• [TASK TO CARRY OUT]
Return, exactly as written, the lines that start at the one holding "Reproduce this table" and end at the one holding "string, string, string];", with both of those lines kept. Skip any pictures.

┌────────

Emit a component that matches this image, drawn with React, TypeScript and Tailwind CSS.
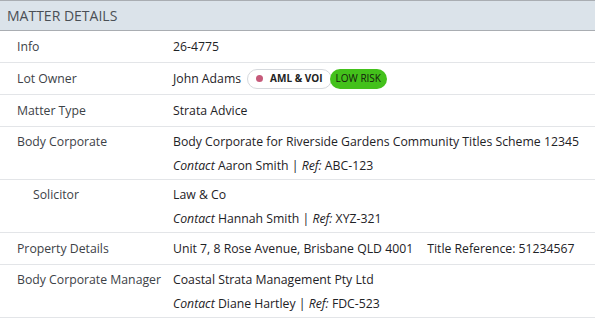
const rows: {
  label: string;
  indent?: boolean;
  lines: React.ReactNode[];
}[] = [
  { label: "Info", lines: ["26-4775"] },
  {
    label: "Lot Owner",
    lines: [
      <span className="flex items-center">
        John Adams
        <span className="ml-[6px] flex items-center">
          <span className="flex h-[20px] items-center gap-[7px] rounded-full border border-[#d6d9dd] bg-white pl-[8px] pr-[8px] text-[10px] font-bold text-[#222]">
            <span className="h-[7px] w-[7px] rounded-full bg-[#c65a7a]" />
            AML &amp; VOI
          </span>
          <span className="-ml-[2px] flex h-[20px] items-center rounded-full bg-[#43c11b] px-[6px] text-[10px] font-medium text-[#14200c]">
            LOW RISK
          </span>
        </span>
      </span>,
    ],
  },
  { label: "Matter Type", lines: ["Strata Advice"] },
  {
    label: "Body Corporate",
    lines: [
      "Body Corporate for Riverside Gardens Community Titles Scheme 12345",
      <>
        <i>Contact</i> Aaron Smith | <i>Ref:</i> ABC-123
      </>,
    ],
  },
  {
    label: "Solicitor",
    indent: true,
    lines: [
      "Law & Co",
      <>
        <i>Contact</i> Hannah Smith | <i>Ref:</i> XYZ-321
      </>,
    ],
  },
  {
    label: "Property Details",
    lines: [
      <span className="flex gap-[14px]">
        <span>Unit 7, 8 Rose Avenue, Brisbane QLD 4001</span>
        <span>Title Reference: 51234567</span>
      </span>,
    ],
  },
  {
    label: "Body Corporate Manager",
    lines: [
      "Coastal Strata Management Pty Ltd",
      <>
        <i>Contact</i> Diane Hartley | <i>Ref:</i> FDC-523
      </>,
    ],
  },
];

export default function App() {
  return (
    <div className="h-[320px] w-[595px] overflow-hidden bg-white font-['Open_Sans',sans-serif] text-[12.25px]">
      <div className="flex h-[31px] items-center border-y border-[#a9adb2] bg-[#dbe3ea] px-[7px] text-[14px] text-[#4a4f55]">
        MATTER DETAILS
      </div>
      {rows.map((r) => (
        <div
          key={r.label}
          className={`flex border-b border-[#e3e5e8] leading-[21px] ${r.lines.length > 1 ? "pt-[4px] pb-[3px]" : "py-[5px]"}`}
        >
          <div className={`w-[173px] shrink-0 text-[#3d4247] ${r.indent ? "pl-[33px]" : "pl-[17px]"}`}>
            {r.label}
          </div>
          <div className="text-[#1e2226]">
            {r.lines.map((l, i) => (
              <div key={i} className={i > 0 ? "mt-[3px]" : ""}>
                {l}
              </div>
            ))}
          </div>
        </div>
      ))}
    </div>
  );
}
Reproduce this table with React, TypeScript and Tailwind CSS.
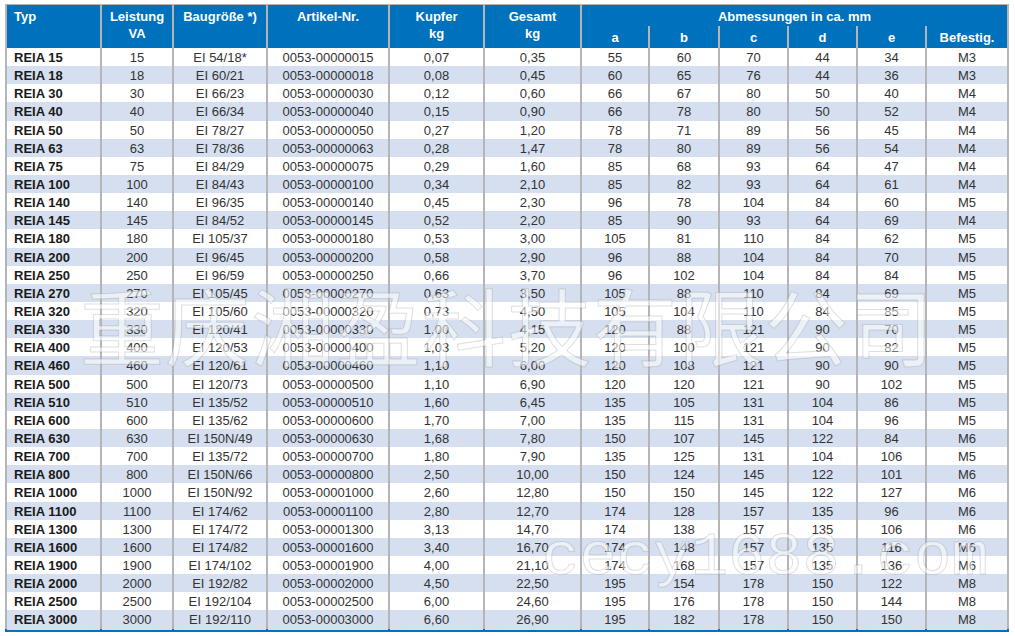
import React from 'react';

type Row = [number, string, string, string, string, string, string, string, string, string];

// va, baugröße, kupfer, gesamt, a, b, c, d, e, befestig
const data: Row[] = [
  [15, 'EI 54/18*', '0,07', '0,35', '55', '60', '70', '44', '34', 'M3'],
  [18, 'EI 60/21', '0,08', '0,45', '60', '65', '76', '44', '36', 'M3'],
  [30, 'EI 66/23', '0,12', '0,60', '66', '67', '80', '50', '40', 'M4'],
  [40, 'EI 66/34', '0,15', '0,90', '66', '78', '80', '50', '52', 'M4'],
  [50, 'EI 78/27', '0,27', '1,20', '78', '71', '89', '56', '45', 'M4'],
  [63, 'EI 78/36', '0,28', '1,47', '78', '80', '89', '56', '54', 'M4'],
  [75, 'EI 84/29', '0,29', '1,60', '85', '68', '93', '64', '47', 'M4'],
  [100, 'EI 84/43', '0,34', '2,10', '85', '82', '93', '64', '61', 'M4'],
  [140, 'EI 96/35', '0,45', '2,30', '96', '78', '104', '84', '60', 'M5'],
  [145, 'EI 84/52', '0,52', '2,20', '85', '90', '93', '64', '69', 'M4'],
  [180, 'EI 105/37', '0,53', '3,00', '105', '81', '110', '84', '62', 'M5'],
  [200, 'EI 96/45', '0,58', '2,90', '96', '88', '104', '84', '70', 'M5'],
  [250, 'EI 96/59', '0,66', '3,70', '96', '102', '104', '84', '84', 'M5'],
  [270, 'EI 105/45', '0,63', '3,50', '105', '88', '110', '84', '69', 'M5'],
  [320, 'EI 105/60', '0,73', '4,50', '105', '104', '110', '84', '85', 'M5'],
  [330, 'EI 120/41', '1,00', '4,15', '120', '88', '121', '90', '70', 'M5'],
  [400, 'EI 120/53', '1,03', '5,20', '120', '100', '121', '90', '82', 'M5'],
  [460, 'EI 120/61', '1,10', '6,00', '120', '108', '121', '90', '90', 'M5'],
  [500, 'EI 120/73', '1,10', '6,90', '120', '120', '121', '90', '102', 'M5'],
  [510, 'EI 135/52', '1,60', '6,45', '135', '105', '131', '104', '86', 'M5'],
  [600, 'EI 135/62', '1,70', '7,00', '135', '115', '131', '104', '96', 'M5'],
  [630, 'EI 150N/49', '1,68', '7,80', '150', '107', '145', '122', '84', 'M6'],
  [700, 'EI 135/72', '1,80', '7,90', '135', '125', '131', '104', '106', 'M5'],
  [800, 'EI 150N/66', '2,50', '10,00', '150', '124', '145', '122', '101', 'M6'],
  [1000, 'EI 150N/92', '2,60', '12,80', '150', '150', '145', '122', '127', 'M6'],
  [1100, 'EI 174/62', '2,80', '12,70', '174', '128', '157', '135', '96', 'M6'],
  [1300, 'EI 174/72', '3,13', '14,70', '174', '138', '157', '135', '106', 'M6'],
  [1600, 'EI 174/82', '3,40', '16,70', '174', '148', '157', '135', '116', 'M6'],
  [1900, 'EI 174/102', '4,00', '21,10', '174', '168', '157', '135', '136', 'M6'],
  [2000, 'EI 192/82', '4,50', '22,50', '195', '154', '178', '150', '122', 'M8'],
  [2500, 'EI 192/104', '6,00', '24,60', '195', '176', '178', '150', '144', 'M8'],
  [3000, 'EI 192/110', '6,60', '26,90', '195', '182', '178', '150', '150', 'M8'],
];

const COLS = 'grid-cols-[93px_70px_92px_120px_93px_95px_66px_68px_67px_67px_67px_80px]';
const head = 'bg-[#0071bc] text-white font-bold text-[13px] leading-[17px] pt-[3px] text-center';

export default function App() {
  return (
    <div className="relative w-[1015px] h-[636px] bg-white overflow-hidden font-['Liberation_Sans',Arial,sans-serif]">
      <div className="ml-[5px] mt-[4px] w-[1004px]">
        <div className="bg-[#b5b5b5] px-[2px] pt-[1px]">
          {/* Header */}
          <div className={`grid ${COLS} grid-rows-[21px_22px] gap-x-[2px]`}>
            <div className={`${head} row-span-2 !text-left pl-[7px]`}>Typ</div>
            <div className={`${head} row-span-2`}>Leistung<br />VA</div>
            <div className={`${head} row-span-2`}>Baugröße *)</div>
            <div className={`${head} row-span-2`}>Artikel-Nr.</div>
            <div className={`${head} row-span-2`}>Kupfer<br />kg</div>
            <div className={`${head} row-span-2`}>Gesamt<br />kg</div>
            <div className={`${head} col-span-6`}>Abmessungen in ca. mm</div>
            <div className={head}>a</div>
            <div className={head}>b</div>
            <div className={head}>c</div>
            <div className={head}>d</div>
            <div className={head}>e</div>
            <div className={head}>Befestig.</div>
          </div>

          {/* Rows */}
          {data.map((r, i) => {
            const [va, bau, cu, ges, a, b, c, d, e, bef] = r;
            const bg = i % 2 === 0 ? 'bg-white' : 'bg-[#d5dff0]';
            const cell = `${bg} flex items-center justify-center text-[13px] text-[#333]`;
            return (
              <div key={va} className={`grid ${COLS} gap-x-[2px] h-[18.15px]`}>
                <div className={`${bg} flex items-center pl-[7px] text-[13px] font-bold text-[#1a1a1a]`}>REIA {va}</div>
                <div className={cell}>{va}</div>
                <div className={cell}>{bau}</div>
                <div className={cell}>0053-{String(va).padStart(8, '0')}</div>
                <div className={cell}>{cu}</div>
                <div className={cell}>{ges}</div>
                <div className={cell}>{a}</div>
                <div className={cell}>{b}</div>
                <div className={cell}>{c}</div>
                <div className={cell}>{d}</div>
                <div className={cell}>{e}</div>
                <div className={cell}>{bef}</div>
              </div>
            );
          })}
        </div>
        <div className="h-[3px] bg-[#0071bc]" />
      </div>

      {/* Watermarks */}
      <div className="absolute left-[80px] top-[282px] text-[84px] leading-none tracking-[1.5px] text-[rgba(255,255,255,0.55)] [-webkit-text-stroke:1px_rgba(110,110,110,0.22)] font-['Noto_Sans_CJK_SC',sans-serif] pointer-events-none whitespace-nowrap">
        重庆湘盈科技有限公司
      </div>
      <div className="absolute left-[542px] top-[527px] text-[62px] leading-none text-[rgba(255,255,255,0.55)] [-webkit-text-stroke:1px_rgba(110,110,110,0.22)] font-['Liberation_Mono',monospace] pointer-events-none whitespace-nowrap">
        cecy1688.com
      </div>
    </div>
  );
}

└────────

• [REPLY TO THE EXERCISE]
Reproduce this table with React, TypeScript and Tailwind CSS.
import React from 'react';

type Row = [number, string, string, string, string, string, string, string, string, string];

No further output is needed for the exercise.